# GOAL:
Restate the listing below word for word, omitting any images.

********

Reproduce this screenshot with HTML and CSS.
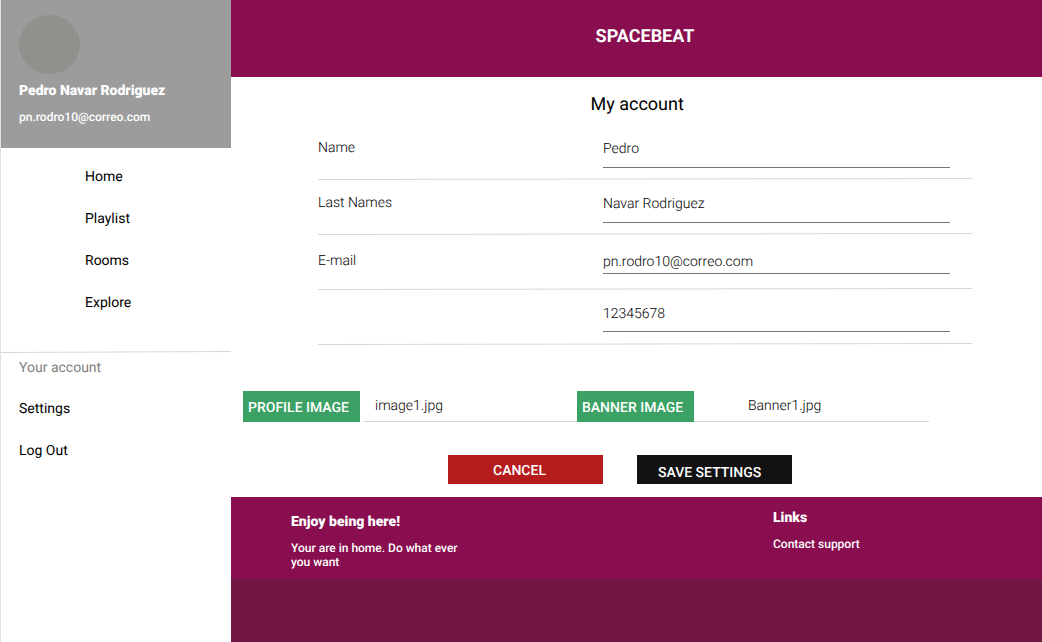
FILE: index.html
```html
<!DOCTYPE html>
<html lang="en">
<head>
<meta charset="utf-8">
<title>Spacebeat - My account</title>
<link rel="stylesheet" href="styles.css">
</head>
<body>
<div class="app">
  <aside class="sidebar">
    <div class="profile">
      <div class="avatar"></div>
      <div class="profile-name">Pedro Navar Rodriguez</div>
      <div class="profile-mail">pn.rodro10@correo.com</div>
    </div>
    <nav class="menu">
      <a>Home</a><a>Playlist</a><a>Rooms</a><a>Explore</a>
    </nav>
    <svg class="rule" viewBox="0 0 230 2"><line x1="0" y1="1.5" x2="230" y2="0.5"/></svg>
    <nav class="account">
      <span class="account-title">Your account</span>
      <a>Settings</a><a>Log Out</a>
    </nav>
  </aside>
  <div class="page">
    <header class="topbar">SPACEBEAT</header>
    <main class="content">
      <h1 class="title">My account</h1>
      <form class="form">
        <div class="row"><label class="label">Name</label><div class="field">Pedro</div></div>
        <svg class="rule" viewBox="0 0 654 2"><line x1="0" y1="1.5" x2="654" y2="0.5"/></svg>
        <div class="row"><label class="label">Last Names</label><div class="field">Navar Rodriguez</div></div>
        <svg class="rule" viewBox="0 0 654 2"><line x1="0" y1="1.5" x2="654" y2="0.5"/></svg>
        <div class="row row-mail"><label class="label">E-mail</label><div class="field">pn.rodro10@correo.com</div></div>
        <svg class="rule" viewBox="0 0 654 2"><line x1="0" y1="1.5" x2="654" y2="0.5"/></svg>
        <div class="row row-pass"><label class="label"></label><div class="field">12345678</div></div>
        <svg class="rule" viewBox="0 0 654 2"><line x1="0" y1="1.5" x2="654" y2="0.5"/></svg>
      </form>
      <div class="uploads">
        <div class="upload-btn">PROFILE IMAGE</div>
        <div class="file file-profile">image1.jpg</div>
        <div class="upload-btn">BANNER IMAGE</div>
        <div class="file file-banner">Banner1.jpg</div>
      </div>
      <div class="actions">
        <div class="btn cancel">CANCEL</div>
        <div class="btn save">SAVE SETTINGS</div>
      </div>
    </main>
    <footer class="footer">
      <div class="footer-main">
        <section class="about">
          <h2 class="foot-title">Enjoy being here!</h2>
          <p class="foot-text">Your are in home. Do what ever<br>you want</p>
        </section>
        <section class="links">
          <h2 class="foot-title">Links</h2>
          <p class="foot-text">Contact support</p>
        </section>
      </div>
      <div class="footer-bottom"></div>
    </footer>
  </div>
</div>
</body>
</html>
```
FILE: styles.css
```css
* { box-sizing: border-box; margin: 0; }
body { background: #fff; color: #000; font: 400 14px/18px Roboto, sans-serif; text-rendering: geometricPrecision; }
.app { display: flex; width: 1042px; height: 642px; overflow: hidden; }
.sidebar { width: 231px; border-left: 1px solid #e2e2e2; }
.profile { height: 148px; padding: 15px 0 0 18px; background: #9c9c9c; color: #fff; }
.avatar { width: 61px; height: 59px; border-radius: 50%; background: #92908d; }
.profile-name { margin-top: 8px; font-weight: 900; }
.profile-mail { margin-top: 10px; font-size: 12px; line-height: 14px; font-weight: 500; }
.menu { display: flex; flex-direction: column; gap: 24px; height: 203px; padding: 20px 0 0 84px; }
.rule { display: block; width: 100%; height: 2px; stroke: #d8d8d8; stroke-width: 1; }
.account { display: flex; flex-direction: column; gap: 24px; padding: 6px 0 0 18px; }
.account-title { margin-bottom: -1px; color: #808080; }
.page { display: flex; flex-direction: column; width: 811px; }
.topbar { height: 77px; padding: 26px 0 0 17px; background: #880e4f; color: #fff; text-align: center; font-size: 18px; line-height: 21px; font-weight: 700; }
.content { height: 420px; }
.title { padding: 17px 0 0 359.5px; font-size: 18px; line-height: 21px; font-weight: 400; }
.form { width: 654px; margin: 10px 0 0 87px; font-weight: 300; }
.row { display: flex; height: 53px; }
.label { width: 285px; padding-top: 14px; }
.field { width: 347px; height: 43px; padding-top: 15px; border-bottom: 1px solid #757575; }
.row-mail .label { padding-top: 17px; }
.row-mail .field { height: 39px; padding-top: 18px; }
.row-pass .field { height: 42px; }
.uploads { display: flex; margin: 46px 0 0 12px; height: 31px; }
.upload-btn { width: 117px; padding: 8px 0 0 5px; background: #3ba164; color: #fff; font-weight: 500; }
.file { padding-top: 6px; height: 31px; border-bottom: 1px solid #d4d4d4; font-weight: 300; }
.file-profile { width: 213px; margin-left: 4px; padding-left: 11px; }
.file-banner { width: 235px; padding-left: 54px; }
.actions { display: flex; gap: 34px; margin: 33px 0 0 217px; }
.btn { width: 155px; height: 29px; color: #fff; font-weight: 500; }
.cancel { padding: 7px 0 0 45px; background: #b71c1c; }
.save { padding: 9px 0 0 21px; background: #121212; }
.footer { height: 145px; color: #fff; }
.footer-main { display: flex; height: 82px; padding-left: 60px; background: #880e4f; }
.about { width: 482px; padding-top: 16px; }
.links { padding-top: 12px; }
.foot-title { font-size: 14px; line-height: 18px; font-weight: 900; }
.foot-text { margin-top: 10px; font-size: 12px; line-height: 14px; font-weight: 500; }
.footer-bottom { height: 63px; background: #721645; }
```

********

# WRITTEN SOLUTION:
Reproduce this screenshot with HTML and CSS.
FILE: index.html
```html
<!DOCTYPE html>
<html lang="en">
<head>
<meta charset="utf-8">
<title>Spacebeat - My account</title>
<link rel="stylesheet" href="styles.css">
</head>
<body>
<div class="app">
  <aside class="sidebar">
    <div class="profile">
      <div class="avatar"></div>
      <div class="profile-name">Pedro Navar Rodriguez</div>
      <div class="profile-mail">pn.rodro10@correo.com</div>
    </div>
    <nav class="menu">
      <a>Home</a><a>Playlist</a><a>Rooms</a><a>Explore</a>
    </nav>
    <svg class="rule" viewBox="0 0 230 2"><line x1="0" y1="1.5" x2="230" y2="0.5"/></svg>
    <nav class="account">
      <span class="account-title">Your account</span>
      <a>Settings</a><a>Log Out</a>
    </nav>
  </aside>
  <div class="page">
    <header class="topbar">SPACEBEAT</header>
    <main class="content">
      <h1 class="title">My account</h1>
      <form class="form">
        <div class="row"><label class="label">Name</label><div class="field">Pedro</div></div>
        <svg class="rule" viewBox="0 0 654 2"><line x1="0" y1="1.5" x2="654" y2="0.5"/></svg>
        <div class="row"><label class="label">Last Names</label><div class="field">Navar Rodriguez</div></div>
        <svg class="rule" viewBox="0 0 654 2"><line x1="0" y1="1.5" x2="654" y2="0.5"/></svg>
        <div class="row row-mail"><label class="label">E-mail</label><div class="field">pn.rodro10@correo.com</div></div>
        <svg class="rule" viewBox="0 0 654 2"><line x1="0" y1="1.5" x2="654" y2="0.5"/></svg>
        <div class="row row-pass"><label class="label"></label><div class="field">12345678</div></div>
        <svg class="rule" viewBox="0 0 654 2"><line x1="0" y1="1.5" x2="654" y2="0.5"/></svg>
      </form>
      <div class="uploads">
        <div class="upload-btn">PROFILE IMAGE</div>
        <div class="file file-profile">image1.jpg</div>
        <div class="upload-btn">BANNER IMAGE</div>
        <div class="file file-banner">Banner1.jpg</div>
      </div>
      <div class="actions">
        <div class="btn cancel">CANCEL</div>
        <div class="btn save">SAVE SETTINGS</div>
      </div>
    </main>
    <footer class="footer">
      <div class="footer-main">
        <section class="about">
          <h2 class="foot-title">Enjoy being here!</h2>
          <p class="foot-text">Your are in home. Do what ever<br>you want</p>
        </section>
        <section class="links">
          <h2 class="foot-title">Links</h2>
          <p class="foot-text">Contact support</p>
        </section>
      </div>
      <div class="footer-bottom"></div>
    </footer>
  </div>
</div>
</body>
</html>
```
FILE: styles.css
```css
* { box-sizing: border-box; margin: 0; }
body { background: #fff; color: #000; font: 400 14px/18px Roboto, sans-serif; text-rendering: geometricPrecision; }
.app { display: flex; width: 1042px; height: 642px; overflow: hidden; }
.sidebar { width: 231px; border-left: 1px solid #e2e2e2; }
.profile { height: 148px; padding: 15px 0 0 18px; background: #9c9c9c; color: #fff; }
.avatar { width: 61px; height: 59px; border-radius: 50%; background: #92908d; }
.profile-name { margin-top: 8px; font-weight: 900; }
.profile-mail { margin-top: 10px; font-size: 12px; line-height: 14px; font-weight: 500; }
.menu { display: flex; flex-direction: column; gap: 24px; height: 203px; padding: 20px 0 0 84px; }
.rule { display: block; width: 100%; height: 2px; stroke: #d8d8d8; stroke-width: 1; }
.account { display: flex; flex-direction: column; gap: 24px; padding: 6px 0 0 18px; }
.account-title { margin-bottom: -1px; color: #808080; }
.page { display: flex; flex-direction: column; width: 811px; }
.topbar { height: 77px; padding: 26px 0 0 17px; background: #880e4f; color: #fff; text-align: center; font-size: 18px; line-height: 21px; font-weight: 700; }
.content { height: 420px; }
.title { padding: 17px 0 0 359.5px; font-size: 18px; line-height: 21px; font-weight: 400; }
.form { width: 654px; margin: 10px 0 0 87px; font-weight: 300; }
.row { display: flex; height: 53px; }
.label { width: 285px; padding-top: 14px; }
.field { width: 347px; height: 43px; padding-top: 15px; border-bottom: 1px solid #757575; }
.row-mail .label { padding-top: 17px; }
.row-mail .field { height: 39px; padding-top: 18px; }
.row-pass .field { height: 42px; }
.uploads { display: flex; margin: 46px 0 0 12px; height: 31px; }
.upload-btn { width: 117px; padding: 8px 0 0 5px; background: #3ba164; color: #fff; font-weight: 500; }
.file { padding-top: 6px; height: 31px; border-bottom: 1px solid #d4d4d4; font-weight: 300; }
.file-profile { width: 213px; margin-left: 4px; padding-left: 11px; }
.file-banner { width: 235px; padding-left: 54px; }
.actions { display: flex; gap: 34px; margin: 33px 0 0 217px; }
.btn { width: 155px; height: 29px; color: #fff; font-weight: 500; }
.cancel { padding: 7px 0 0 45px; background: #b71c1c; }
.save { padding: 9px 0 0 21px; background: #121212; }
.footer { height: 145px; color: #fff; }
.footer-main { display: flex; height: 82px; padding-left: 60px; background: #880e4f; }
.about { width: 482px; padding-top: 16px; }
.links { padding-top: 12px; }
.foot-title { font-size: 14px; line-height: 18px; font-weight: 900; }
.foot-text { margin-top: 10px; font-size: 12px; line-height: 14px; font-weight: 500; }
.footer-bottom { height: 63px; background: #721645; }
```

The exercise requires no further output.